L’art. 117 della Carta Costituzionale nel demandare alla competenza residuale generale delle Regioni la materia del commercio ha contribuito a creare tale confusione con Regioni che hanno legiferato pressoché su tutto e altre come la Regione Campania praticamente su niente.
Ma ecco che con la sentenza n. 189, depositata il 16 gennaio 2012, in buona sostanza il TAR Campania Sezione Terza ha stabilito che, se il Comune non ha sottoposto la zona del territorio a tutela, e, quindi non ha programmato l’apertura di nuovi bar e ristoranti, per iniziare una nuova attività di somministrazione è sufficiente presentare allo sportello unico attività produttive – SUAP – una “mera segnalazione dell’interessato di inizio attività (c.d. SCIA) ”.
I giudici del TAR hanno evidenziato che dalla lettura dell’art. 19 della Legge 241/1990, come sostituito dall’art. 49, comma 4-bis, legge n. 122 del 2010 e come modificato dall’art. 5, comma 2, lettera b), legge n. 106 del 2011, “deriva che alla data odierna, il legislatore ha inteso generalizzare la liberalizzazione delle attività commerciali, in base a quanto già effettuato con il “decreto Bersani”, uniformando la disciplina abilitativa allo svolgimento di attività di somministrazione di alimenti e bevande a quelle delle ulteriori attività commerciali e prevedendo, in tali casi, la formazione del titolo per silenzio assenso, ad eccezione delle ipotesi in cui siano previsti limiti, contingentamento complessivo o specifici strumenti di programmazione settoriale per il rilascio degli atti stessi, fatto salvo naturalmente l’esercizio dei poteri inibitori o di autotutela previsti dalla norma medesima”.
Con ciò si verifica che, ancora prima che il Parlamento proceda alla conversione di due decreti legge n. 1 e n. 5 del 2012, che hanno accelerato il processo di liberalizzazione e semplificazione, il TAR della Campania ha posto dei paletti alle interpretazioni restrittive di coloro che ritenevano si dovesse ancora procedere al rilascio di una autorizzazione.
E ciò in relazione anche al fatto che il Ministero dell’Interno ha più volte sostenuto che il settore continua ad essere assoggettato al testo unico di pubblica sicurezza e da ultimo con lettera n. 557/PAS/U/015447/12982.A.P(24) del 24/08/2011 ha affermato che la SCIA deve ritenersi esclusa per gli atti rilasciati dalle Amministrazioni preposte alla Pubblica Sicurezza.

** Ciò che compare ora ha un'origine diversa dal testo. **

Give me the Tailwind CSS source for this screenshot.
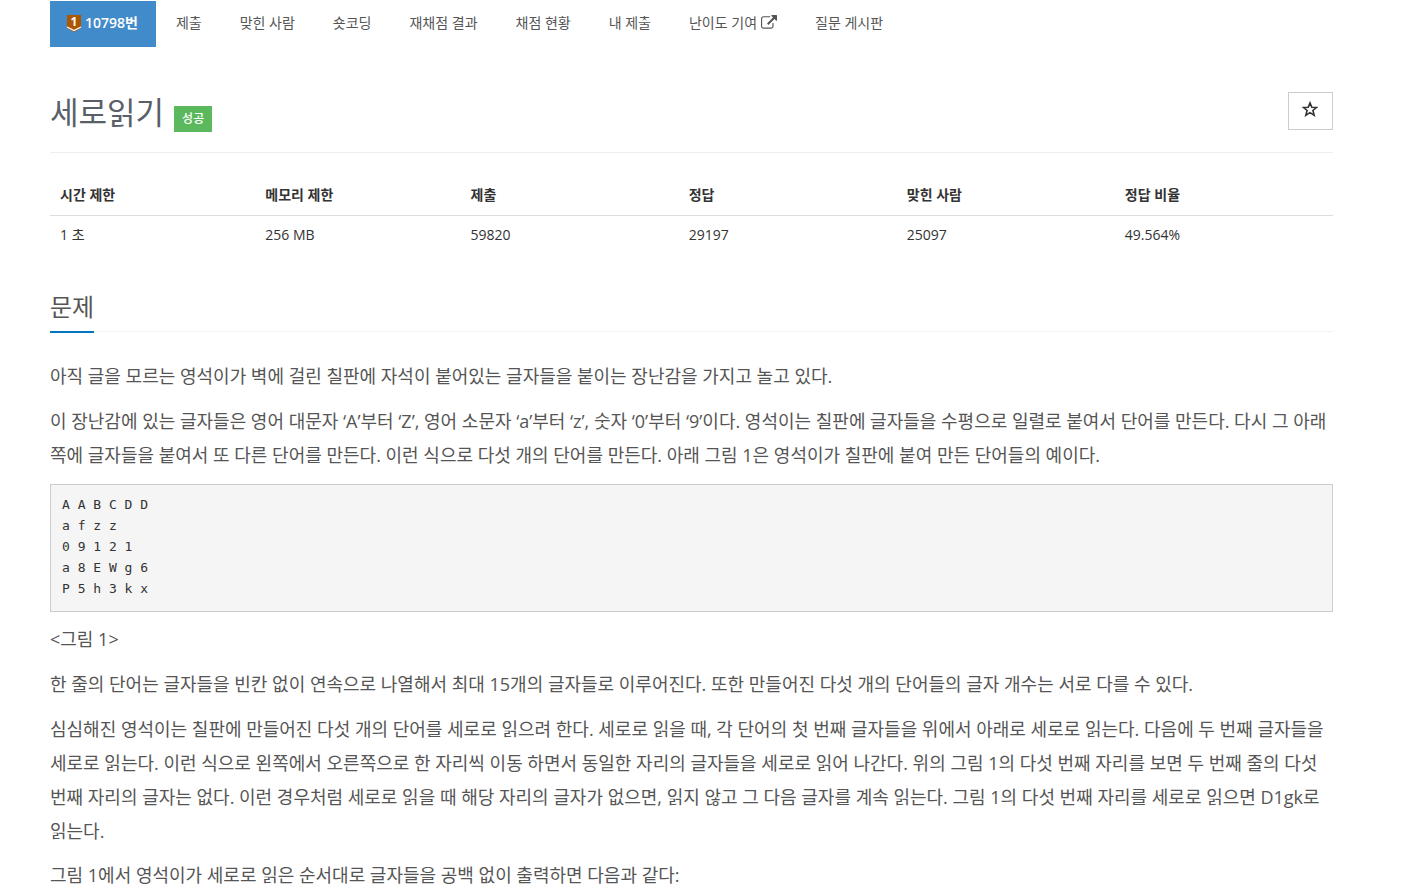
<!DOCTYPE html>
<html lang="ko">
<head>
  <meta charset="UTF-8" />
  <meta name="viewport" content="width=device-width, initial-scale=1.0" />
  <title>10798번: 세로읽기</title>
  <script src="https://cdn.jsdelivr.net/npm/@tailwindcss/browser@4"></script>
</head>
<body class="bg-white text-[#555] font-['Open_Sans','Noto_Sans_CJK_KR',sans-serif]">
  <div class="pl-[50px] pr-[85px]">
    <!-- Problem menu -->
    <nav class="flex gap-[2px] pt-px text-sm leading-[22px]">
      <a href="#" class="flex items-center gap-[3px] bg-[#428bca] text-white font-semibold pl-4 pr-[18px] pt-[11px] pb-[13px]">
        <svg class="w-4 h-5" viewBox="0 0 16 20" aria-hidden="true">
          <path d="M1 2h14v13l-7 4-7-4z" fill="#ad5600" />
          <path d="M1 14l7 3.500 7-3.500" fill="none" stroke="#fff" stroke-width="1.300" />
          <text x="8" y="12.500" text-anchor="middle" font-size="12" font-weight="700" fill="#fff">1</text>
        </svg>
        <span>10798번</span>
      </a>
      <a href="#" class="px-[18px] pt-[11px] pb-[13px]">제출</a>
      <a href="#" class="px-[18px] pt-[11px] pb-[13px]">맞힌 사람</a>
      <a href="#" class="px-[18px] pt-[11px] pb-[13px]">숏코딩</a>
      <a href="#" class="px-[18px] pt-[11px] pb-[13px]">재채점 결과</a>
      <a href="#" class="px-[18px] pt-[11px] pb-[13px]">채점 현황</a>
      <a href="#" class="px-[18px] pt-[11px] pb-[13px]">내 제출</a>
      <a href="#" class="flex items-center gap-1 px-[18px] pt-[11px] pb-[13px]">
        <span>난이도 기여</span>
        <svg class="w-4 h-4" viewBox="0 0 1792 1792" fill="currentColor" aria-hidden="true">
          <path d="M1408 928v320q0 119-84.500 203.500t-203.500 84.500h-832q-119 0-203.500-84.500t-84.500-203.500v-832q0-119 84.500-203.500t203.500-84.500h704q14 0 23 9t9 23v64q0 14-9 23t-23 9h-704q-66 0-113 47t-47 113v832q0 66 47 113t113 47h832q66 0 113-47t47-113v-320q0-14 9-23t23-9h64q14 0 23 9t9 23zm384-864v512q0 26-19 45t-45 19-45-19l-176-176-652 652q-10 10-23 10t-23-10l-114-114q-10-10-10-23t10-23l652-652-176-176q-19-19-19-45t19-45 45-19h512q26 0 45 19t19 45z" />
        </svg>
      </a>
      <a href="#" class="px-[18px] pt-[11px] pb-[13px]">질문 게시판</a>
    </nav>

    <!-- Title -->
    <header class="flex items-start justify-between mt-[45px] pb-5 border-b border-[#eee]">
      <div class="flex items-end gap-[10px]">
        <h1 class="text-[31px] leading-10 text-[#585f69]">세로읽기</h1>
        <span class="bg-[#5cb85c] text-white text-xs font-medium leading-[18px] px-2 py-1">성공</span>
      </div>
      <button type="button" aria-label="즐겨찾기" class="flex justify-center w-[45px] h-[38px] pt-2 pr-px border border-[#ccc] text-[#333]">
        <svg class="w-4 h-4" viewBox="1 1 16 16" fill="none" stroke="currentColor" stroke-width="1.600" aria-hidden="true">
          <path d="M9 2.900L10.800 7.200 15.400 7.500 11.900 10.500 13.200 15.300 9 12.600 4.800 15.300 6.100 10.500 2.600 7.500 7.200 7.200z" />
        </svg>
      </button>
    </header>

    <table class="w-full table-fixed mt-[22px] text-sm leading-[22px] text-[#333] text-left">
      <thead>
        <tr class="border-b border-[#ddd]">
          <th class="w-[16%] px-[10px] py-[9px] font-bold">시간 제한</th>
          <th class="w-[16%] px-[10px] py-[9px] font-bold">메모리 제한</th>
          <th class="w-[17%] px-[10px] py-[9px] font-bold">제출</th>
          <th class="w-[17%] px-[10px] py-[9px] font-bold">정답</th>
          <th class="w-[17%] px-[10px] py-[9px] font-bold">맞힌 사람</th>
          <th class="w-[17%] px-[10px] py-[9px] font-bold">정답 비율</th>
        </tr>
      </thead>
      <tbody>
        <tr>
          <td class="px-[10px] pt-2 pb-[10px]">1 초</td>
          <td class="px-[10px] pt-2 pb-[10px]">256 MB</td>
          <td class="px-[10px] pt-2 pb-[10px]">59820</td>
          <td class="px-[10px] pt-2 pb-[10px]">29197</td>
          <td class="px-[10px] pt-2 pb-[10px]">25097</td>
          <td class="px-[10px] pt-2 pb-[10px]">49.564%</td>
        </tr>
      </tbody>
    </table>

    <!-- Problem statement -->
    <section class="mt-[33px]">
      <div class="flex border-b border-dotted border-[#e4e9f0]">
        <h2 class="-mb-[2px] pb-[6px] border-b-2 border-[#0076c0] text-2xl leading-9">문제</h2>
      </div>
      <div class="mt-[27px] text-lg leading-[34px]">
        <p class="mb-[11px]">아직 글을 모르는 영석이가 벽에 걸린 칠판에 자석이 붙어있는 글자들을 붙이는 장난감을 가지고 놀고 있다.</p>
        <p class="mb-3">이 장난감에 있는 글자들은 영어 대문자 ‘A’부터 ‘Z’, 영어 소문자 ‘a’부터 ‘z’, 숫자 ‘0’부터 ‘9’이다. 영석이는 칠판에 글자들을 수평으로 일렬로 붙여서 단어를 만든다. 다시 그 아래쪽에 글자들을 붙여서 또 다른 단어를 만든다. 이런 식으로 다섯 개의 단어를 만든다. 아래 그림 1은 영석이가 칠판에 붙여 만든 단어들의 예이다.</p>
        <pre class="mb-[10px] px-[11px] pt-[9px] pb-3 bg-[#f5f5f5] border border-[#ccc] text-[#333] text-[13px] leading-[21px] font-['DejaVu_Sans_Mono',monospace]">A A B C D D
a f z z
0 9 1 2 1
a 8 E W g 6
P 5 h 3 k x</pre>
        <p class="mb-[11px]">&lt;그림 1&gt;</p>
        <p class="mb-[11px]">한 줄의 단어는 글자들을 빈칸 없이 연속으로 나열해서 최대 15개의 글자들로 이루어진다. 또한 만들어진 다섯 개의 단어들의 글자 개수는 서로 다를 수 있다.</p>
        <p class="mb-[10px]">심심해진 영석이는 칠판에 만들어진 다섯 개의 단어를 세로로 읽으려 한다. 세로로 읽을 때, 각 단어의 첫 번째 글자들을 위에서 아래로 세로로 읽는다. 다음에 두 번째 글자들을 세로로 읽는다. 이런 식으로 왼쪽에서 오른쪽으로 한 자리씩 이동 하면서 동일한 자리의 글자들을 세로로 읽어 나간다. 위의 그림 1의 다섯 번째 자리를 보면 두 번째 줄의 다섯 번째 자리의 글자는 없다. 이런 경우처럼 세로로 읽을 때 해당 자리의 글자가 없으면, 읽지 않고 그 다음 글자를 계속 읽는다. 그림 1의 다섯 번째 자리를 세로로 읽으면 D1gk로 읽는다.</p>
        <p>그림 1에서 영석이가 세로로 읽은 순서대로 글자들을 공백 없이 출력하면 다음과 같다:</p>
      </div>
    </section>
  </div>
</body>
</html>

Del resto, non può essere ignorato il fatto che già l’art. 1, comma 2, del Decreto Legge 1/2012 ha stabilito che: «Le disposizioni recanti divieti, restrizioni, oneri o condizioni all’accesso ed all’esercizio delle attività economiche sono in ogni caso interpretate ed applicate in senso tassativo, restrittivo e ragionevolmente proporzionato alle perseguite finalità di interesse pubblico generale, alla stregua dei princìpi costituzionali per i quali l’iniziativa economica privata è libera secondo condizioni di piena concorrenza e pari opportunità tra tutti i soggetti, presenti e futuri, ed ammette solo i limiti, i programmi e i controlli necessari ad evitare possibili danni alla salute, all’ambiente, al paesaggio, al patrimonio artistico e culturale, alla sicurezza, alla libertà, alla dignità umana e possibili contrasti con l’utilità sociale, con l’ordine pubblico, con il sistema tributario e con gli obblighi comunitari ed internazionali della Repubblica».
Pertanto, deve ritenersi, in conformità con quanto disposto dalla citata Sentenza del Tribunale amministrativo napoletano (Tar Campania – Napoli, Sez. III, 16 gennaio 2012, n. 189), che in ogni caso in cui il Comune non abbia previsto limiti di contingentamento delle licenze giustificate dai motivi di cui all’art. 64, comma 3, del Decreto Legislativo n. 59/2010, per lo più, ragioni di sostenibilità socio-ambientale, è possibile iniziare l’attività di somministrazione di cibi e bevande mediante una semplice segnalazione certificata di inizio attività (SCIA): il che, comporta che il commerciante può iniziare l’attività sin dal giorno successivo al deposito presso il Comune della segnalazione di inizio attività; fatto salvo il potere dell’amministrazione comunale di paralizzare l’attività nei successivi sessanta giorni nel caso risulti, dall’esame della S.C.I.A., la carenza dei requisiti richiesti dalla Pubblica Amministrazione per l’inizio dell’esercizio commerciale.
In buona sostanza il Tar della Campania ha di fatto avviato una nuova fase interpretativa sulla procedura di apertura di bar e ristoranti.